PROBLEM REQUIREMENTS.
Start at the line holding "Give me the", stop at the line holding "border-[#555] px-[4px] whitespace-nowrap", and repeat those lines exactly, both ends included; skip the pictures.

ROWS.
* * * * *

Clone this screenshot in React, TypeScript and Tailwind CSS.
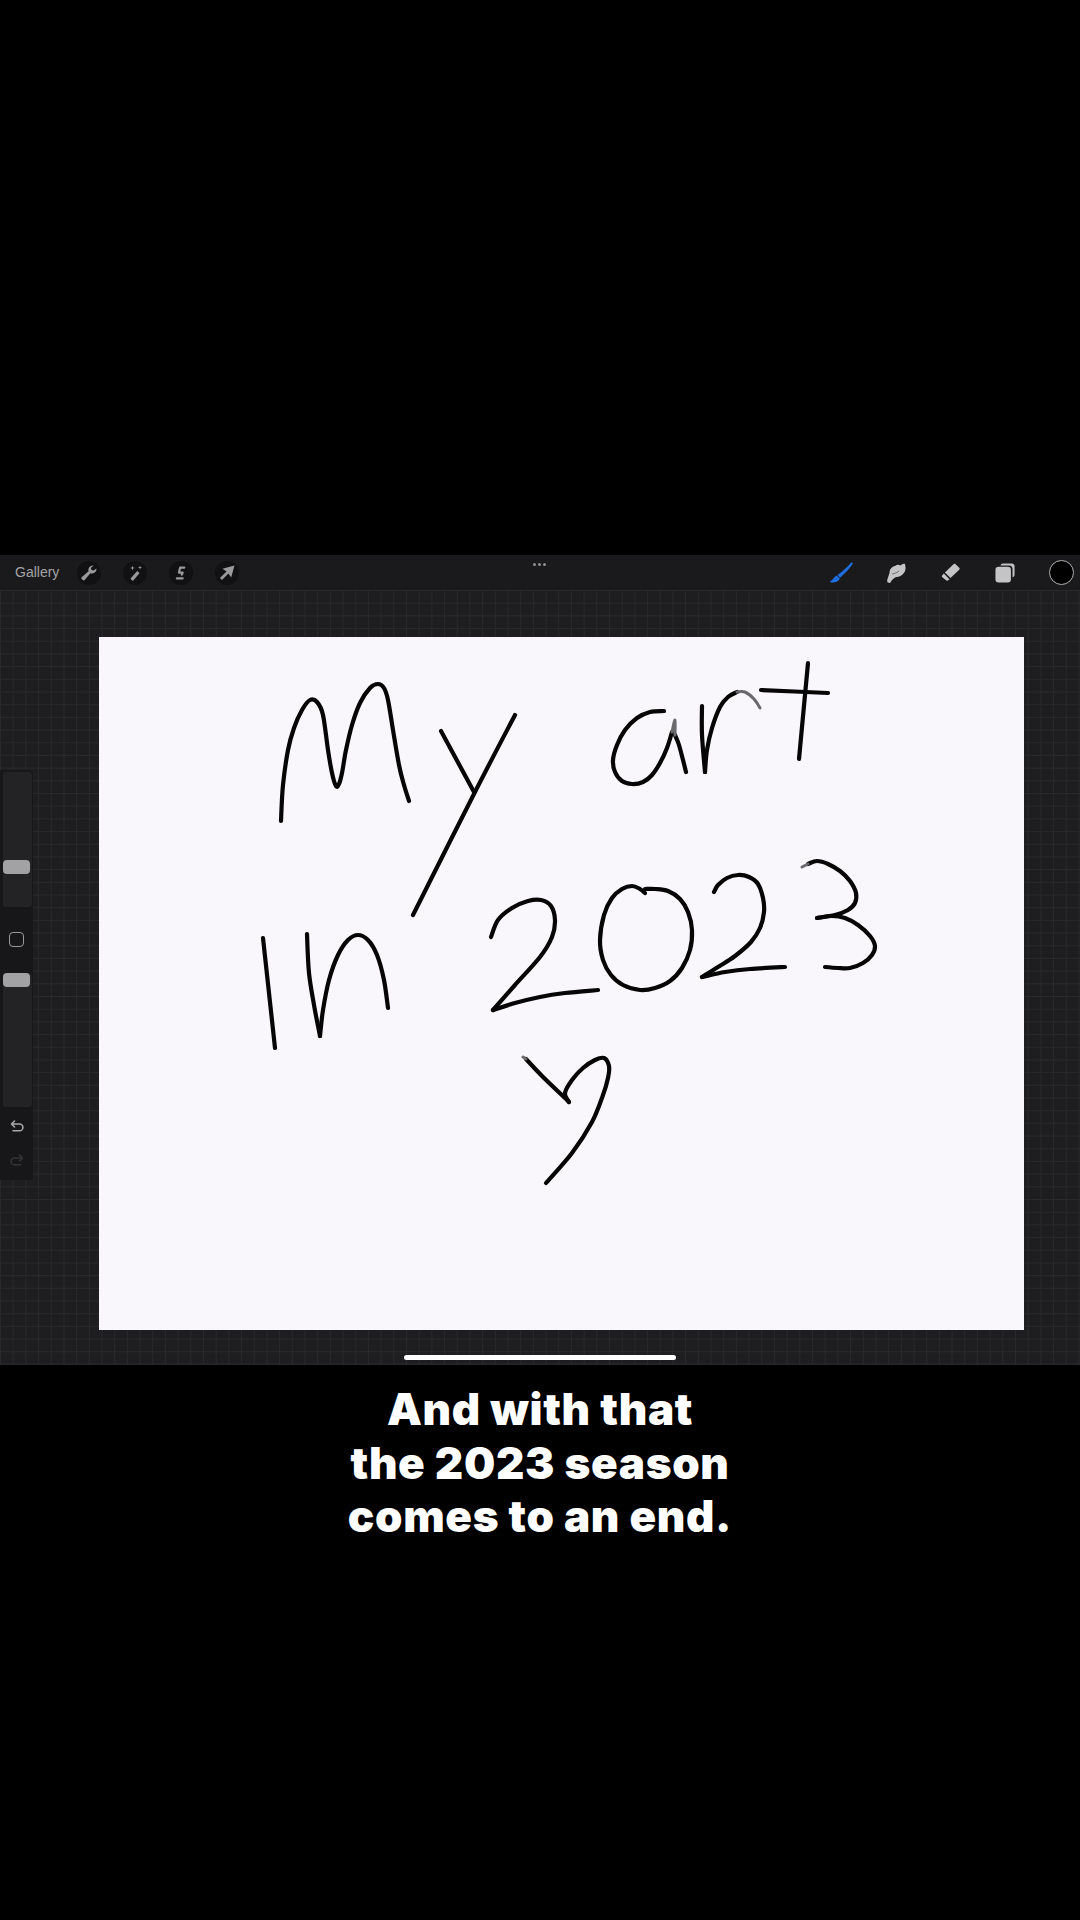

* * * * *

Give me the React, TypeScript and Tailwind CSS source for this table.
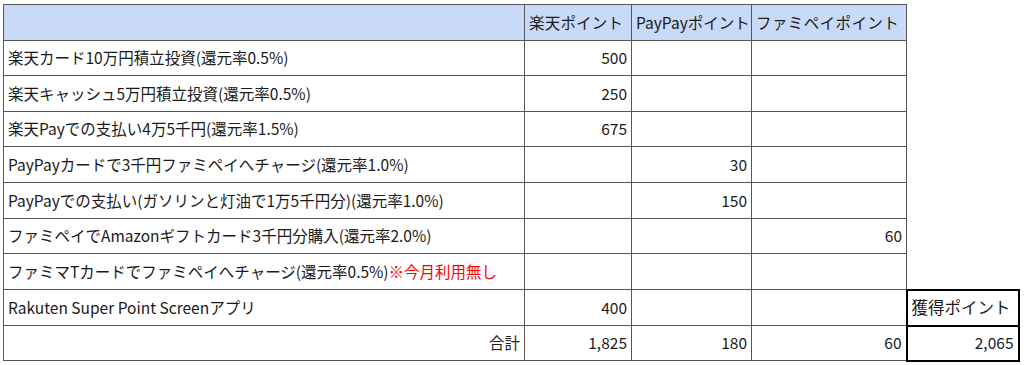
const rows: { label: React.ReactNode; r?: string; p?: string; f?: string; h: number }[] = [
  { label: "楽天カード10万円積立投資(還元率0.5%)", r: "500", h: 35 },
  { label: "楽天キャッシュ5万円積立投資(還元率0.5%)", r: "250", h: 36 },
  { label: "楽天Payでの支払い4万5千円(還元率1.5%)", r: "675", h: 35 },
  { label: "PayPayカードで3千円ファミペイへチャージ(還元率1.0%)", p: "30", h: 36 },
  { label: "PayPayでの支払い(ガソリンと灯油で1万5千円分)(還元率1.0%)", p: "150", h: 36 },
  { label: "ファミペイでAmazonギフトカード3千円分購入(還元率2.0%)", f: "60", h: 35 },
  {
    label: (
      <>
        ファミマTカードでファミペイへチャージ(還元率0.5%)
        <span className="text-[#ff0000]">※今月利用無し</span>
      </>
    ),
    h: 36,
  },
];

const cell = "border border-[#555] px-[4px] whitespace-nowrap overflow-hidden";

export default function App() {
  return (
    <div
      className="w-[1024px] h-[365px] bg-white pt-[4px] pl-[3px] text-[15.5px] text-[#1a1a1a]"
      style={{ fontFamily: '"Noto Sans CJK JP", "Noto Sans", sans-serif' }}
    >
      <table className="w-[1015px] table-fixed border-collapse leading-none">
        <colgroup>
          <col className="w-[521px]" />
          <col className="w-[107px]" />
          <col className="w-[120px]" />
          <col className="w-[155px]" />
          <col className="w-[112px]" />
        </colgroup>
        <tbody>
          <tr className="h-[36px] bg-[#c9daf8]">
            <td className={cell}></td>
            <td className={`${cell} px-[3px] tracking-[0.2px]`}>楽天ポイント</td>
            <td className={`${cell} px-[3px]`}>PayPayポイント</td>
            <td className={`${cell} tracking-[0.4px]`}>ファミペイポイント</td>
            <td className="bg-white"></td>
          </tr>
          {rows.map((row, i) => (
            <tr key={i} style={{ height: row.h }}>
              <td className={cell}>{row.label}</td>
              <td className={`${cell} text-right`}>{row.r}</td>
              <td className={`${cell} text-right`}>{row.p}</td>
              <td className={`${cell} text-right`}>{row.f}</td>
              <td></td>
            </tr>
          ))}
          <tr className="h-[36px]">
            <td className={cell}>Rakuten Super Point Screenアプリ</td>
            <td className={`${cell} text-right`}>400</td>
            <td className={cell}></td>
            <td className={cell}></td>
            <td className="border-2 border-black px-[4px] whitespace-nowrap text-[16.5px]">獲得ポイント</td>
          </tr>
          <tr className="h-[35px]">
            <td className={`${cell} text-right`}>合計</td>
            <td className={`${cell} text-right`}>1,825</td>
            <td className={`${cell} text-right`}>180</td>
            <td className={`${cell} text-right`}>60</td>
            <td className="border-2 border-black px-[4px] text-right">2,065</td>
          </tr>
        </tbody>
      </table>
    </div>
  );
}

* * * * *

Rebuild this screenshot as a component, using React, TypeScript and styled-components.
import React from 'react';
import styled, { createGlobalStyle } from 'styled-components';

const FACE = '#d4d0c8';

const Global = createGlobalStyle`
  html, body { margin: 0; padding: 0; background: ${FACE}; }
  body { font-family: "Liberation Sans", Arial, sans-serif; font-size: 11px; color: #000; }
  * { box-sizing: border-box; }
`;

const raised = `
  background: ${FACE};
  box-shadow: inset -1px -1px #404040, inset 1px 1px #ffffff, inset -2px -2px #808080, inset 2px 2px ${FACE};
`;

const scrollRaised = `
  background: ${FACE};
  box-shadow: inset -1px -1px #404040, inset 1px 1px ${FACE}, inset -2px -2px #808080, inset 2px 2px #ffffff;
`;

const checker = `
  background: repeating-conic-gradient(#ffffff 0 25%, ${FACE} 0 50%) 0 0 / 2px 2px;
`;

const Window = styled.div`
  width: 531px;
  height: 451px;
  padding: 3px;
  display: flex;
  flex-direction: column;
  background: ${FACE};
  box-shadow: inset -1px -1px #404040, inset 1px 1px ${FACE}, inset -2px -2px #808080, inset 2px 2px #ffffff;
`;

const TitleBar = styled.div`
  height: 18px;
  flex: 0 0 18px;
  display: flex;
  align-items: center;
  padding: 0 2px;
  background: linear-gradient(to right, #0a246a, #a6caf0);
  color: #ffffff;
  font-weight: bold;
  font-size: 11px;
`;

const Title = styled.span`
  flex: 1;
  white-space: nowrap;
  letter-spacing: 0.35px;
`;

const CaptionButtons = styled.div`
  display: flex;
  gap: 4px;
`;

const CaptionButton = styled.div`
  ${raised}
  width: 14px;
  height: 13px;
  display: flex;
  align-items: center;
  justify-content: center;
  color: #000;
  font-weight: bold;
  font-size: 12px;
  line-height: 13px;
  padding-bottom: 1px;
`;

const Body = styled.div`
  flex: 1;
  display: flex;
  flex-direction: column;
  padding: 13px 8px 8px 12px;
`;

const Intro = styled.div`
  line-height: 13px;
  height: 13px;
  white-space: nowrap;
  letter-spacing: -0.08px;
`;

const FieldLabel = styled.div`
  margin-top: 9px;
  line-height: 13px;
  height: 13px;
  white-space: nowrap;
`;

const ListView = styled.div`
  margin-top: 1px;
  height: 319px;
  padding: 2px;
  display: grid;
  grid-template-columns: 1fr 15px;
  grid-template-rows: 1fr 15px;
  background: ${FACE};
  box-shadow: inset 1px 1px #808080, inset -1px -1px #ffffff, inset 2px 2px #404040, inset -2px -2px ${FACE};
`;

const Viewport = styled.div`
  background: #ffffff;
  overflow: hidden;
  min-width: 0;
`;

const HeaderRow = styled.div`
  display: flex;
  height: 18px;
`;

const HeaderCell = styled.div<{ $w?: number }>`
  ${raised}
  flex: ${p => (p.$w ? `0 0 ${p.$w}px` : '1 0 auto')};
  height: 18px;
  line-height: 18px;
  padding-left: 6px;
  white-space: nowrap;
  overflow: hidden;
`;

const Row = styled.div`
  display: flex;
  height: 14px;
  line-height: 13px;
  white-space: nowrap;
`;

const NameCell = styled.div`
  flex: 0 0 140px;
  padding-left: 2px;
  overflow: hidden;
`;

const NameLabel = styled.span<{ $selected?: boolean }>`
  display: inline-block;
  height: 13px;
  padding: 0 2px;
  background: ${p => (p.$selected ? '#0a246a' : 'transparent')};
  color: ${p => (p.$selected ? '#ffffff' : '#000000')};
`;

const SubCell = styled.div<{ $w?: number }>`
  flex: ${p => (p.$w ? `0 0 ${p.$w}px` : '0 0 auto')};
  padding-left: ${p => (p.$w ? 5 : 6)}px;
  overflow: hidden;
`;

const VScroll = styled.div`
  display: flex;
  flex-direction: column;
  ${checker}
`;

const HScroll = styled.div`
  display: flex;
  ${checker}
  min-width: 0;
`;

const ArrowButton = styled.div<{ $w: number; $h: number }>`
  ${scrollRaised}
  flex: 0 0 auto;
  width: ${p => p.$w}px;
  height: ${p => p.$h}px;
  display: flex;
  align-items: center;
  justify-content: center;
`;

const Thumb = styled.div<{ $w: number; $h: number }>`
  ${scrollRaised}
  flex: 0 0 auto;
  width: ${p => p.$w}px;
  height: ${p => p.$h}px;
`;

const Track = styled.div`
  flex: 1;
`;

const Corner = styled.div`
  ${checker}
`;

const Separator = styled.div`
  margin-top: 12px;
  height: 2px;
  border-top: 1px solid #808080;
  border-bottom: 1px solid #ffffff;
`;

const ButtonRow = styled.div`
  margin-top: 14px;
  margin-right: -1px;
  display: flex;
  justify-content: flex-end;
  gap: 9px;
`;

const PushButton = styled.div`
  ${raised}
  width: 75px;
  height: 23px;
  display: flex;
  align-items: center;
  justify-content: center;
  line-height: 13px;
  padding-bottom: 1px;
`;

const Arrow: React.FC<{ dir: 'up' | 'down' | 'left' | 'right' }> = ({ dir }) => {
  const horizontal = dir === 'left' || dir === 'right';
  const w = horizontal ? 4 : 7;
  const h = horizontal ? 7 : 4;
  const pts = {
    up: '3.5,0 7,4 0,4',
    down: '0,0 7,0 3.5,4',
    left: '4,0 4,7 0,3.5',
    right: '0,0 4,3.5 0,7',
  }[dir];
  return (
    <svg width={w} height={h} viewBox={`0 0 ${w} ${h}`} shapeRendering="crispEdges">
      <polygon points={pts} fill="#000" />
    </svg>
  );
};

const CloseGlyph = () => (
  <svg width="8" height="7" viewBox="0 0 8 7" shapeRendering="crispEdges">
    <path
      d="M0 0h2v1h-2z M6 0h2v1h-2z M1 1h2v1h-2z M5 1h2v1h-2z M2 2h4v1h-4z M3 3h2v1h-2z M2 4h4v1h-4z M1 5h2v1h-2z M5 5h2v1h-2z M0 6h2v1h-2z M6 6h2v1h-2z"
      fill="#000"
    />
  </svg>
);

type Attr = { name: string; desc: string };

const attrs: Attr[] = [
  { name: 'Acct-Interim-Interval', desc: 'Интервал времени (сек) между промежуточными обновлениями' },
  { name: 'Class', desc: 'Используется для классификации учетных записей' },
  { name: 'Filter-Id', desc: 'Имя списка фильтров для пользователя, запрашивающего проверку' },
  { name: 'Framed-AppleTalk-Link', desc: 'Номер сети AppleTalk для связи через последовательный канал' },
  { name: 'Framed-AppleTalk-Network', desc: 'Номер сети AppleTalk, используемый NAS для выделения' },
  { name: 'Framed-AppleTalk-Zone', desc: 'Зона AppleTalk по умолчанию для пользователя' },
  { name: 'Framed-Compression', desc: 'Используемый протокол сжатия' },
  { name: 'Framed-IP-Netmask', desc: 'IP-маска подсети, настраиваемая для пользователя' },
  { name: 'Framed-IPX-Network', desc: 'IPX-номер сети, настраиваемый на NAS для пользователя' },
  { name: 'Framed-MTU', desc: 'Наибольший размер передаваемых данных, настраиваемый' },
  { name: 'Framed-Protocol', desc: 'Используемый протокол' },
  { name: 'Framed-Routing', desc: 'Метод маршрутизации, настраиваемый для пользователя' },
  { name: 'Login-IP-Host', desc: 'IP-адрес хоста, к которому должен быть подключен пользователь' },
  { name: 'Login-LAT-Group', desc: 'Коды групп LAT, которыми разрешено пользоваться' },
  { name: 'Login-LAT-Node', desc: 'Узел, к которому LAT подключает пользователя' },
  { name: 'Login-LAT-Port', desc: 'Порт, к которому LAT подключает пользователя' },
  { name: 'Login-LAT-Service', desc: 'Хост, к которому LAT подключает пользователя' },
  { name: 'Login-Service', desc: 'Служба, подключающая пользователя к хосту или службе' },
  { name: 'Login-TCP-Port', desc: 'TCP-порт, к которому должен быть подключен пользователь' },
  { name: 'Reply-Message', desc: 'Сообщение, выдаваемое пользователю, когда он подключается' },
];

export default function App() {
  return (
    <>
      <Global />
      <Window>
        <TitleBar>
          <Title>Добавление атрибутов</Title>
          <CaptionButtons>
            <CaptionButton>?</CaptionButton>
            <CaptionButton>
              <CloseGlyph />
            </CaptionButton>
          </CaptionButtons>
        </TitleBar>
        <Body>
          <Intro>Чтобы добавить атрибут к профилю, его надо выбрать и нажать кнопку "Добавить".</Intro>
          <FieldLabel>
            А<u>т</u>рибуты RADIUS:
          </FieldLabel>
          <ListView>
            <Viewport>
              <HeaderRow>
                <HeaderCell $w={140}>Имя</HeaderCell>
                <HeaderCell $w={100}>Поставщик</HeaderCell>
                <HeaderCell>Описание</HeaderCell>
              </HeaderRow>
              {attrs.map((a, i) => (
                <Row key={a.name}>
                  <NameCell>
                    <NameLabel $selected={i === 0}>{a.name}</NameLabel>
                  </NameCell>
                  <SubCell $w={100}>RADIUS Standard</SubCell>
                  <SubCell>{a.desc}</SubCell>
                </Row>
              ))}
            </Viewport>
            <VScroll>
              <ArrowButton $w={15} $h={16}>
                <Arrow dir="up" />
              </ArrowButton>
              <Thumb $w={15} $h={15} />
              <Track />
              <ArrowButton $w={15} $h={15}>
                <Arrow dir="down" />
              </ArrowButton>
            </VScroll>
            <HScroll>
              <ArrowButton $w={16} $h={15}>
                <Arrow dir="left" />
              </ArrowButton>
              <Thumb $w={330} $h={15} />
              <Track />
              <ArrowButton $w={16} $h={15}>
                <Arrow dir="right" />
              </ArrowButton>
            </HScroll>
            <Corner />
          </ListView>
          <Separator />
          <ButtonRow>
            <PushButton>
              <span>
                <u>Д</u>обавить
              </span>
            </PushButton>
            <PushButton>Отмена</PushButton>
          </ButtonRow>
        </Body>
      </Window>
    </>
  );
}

* * * * *

ANSWER TO THE PROBLEM.
Give me the React, TypeScript and Tailwind CSS source for this table.
const rows: { label: React.ReactNode; r?: string; p?: string; f?: string; h: number }[] = [
  { label: "楽天カード10万円積立投資(還元率0.5%)", r: "500", h: 35 },
  { label: "楽天キャッシュ5万円積立投資(還元率0.5%)", r: "250", h: 36 },
  { label: "楽天Payでの支払い4万5千円(還元率1.5%)", r: "675", h: 35 },
  { label: "PayPayカードで3千円ファミペイへチャージ(還元率1.0%)", p: "30", h: 36 },
  { label: "PayPayでの支払い(ガソリンと灯油で1万5千円分)(還元率1.0%)", p: "150", h: 36 },
  { label: "ファミペイでAmazonギフトカード3千円分購入(還元率2.0%)", f: "60", h: 35 },
  {
    label: (
      <>
        ファミマTカードでファミペイへチャージ(還元率0.5%)
        <span className="text-[#ff0000]">※今月利用無し</span>
      </>
    ),
    h: 36,
  },
];

const cell = "border border-[#555] px-[4px] whitespace-nowrap overflow-hidden";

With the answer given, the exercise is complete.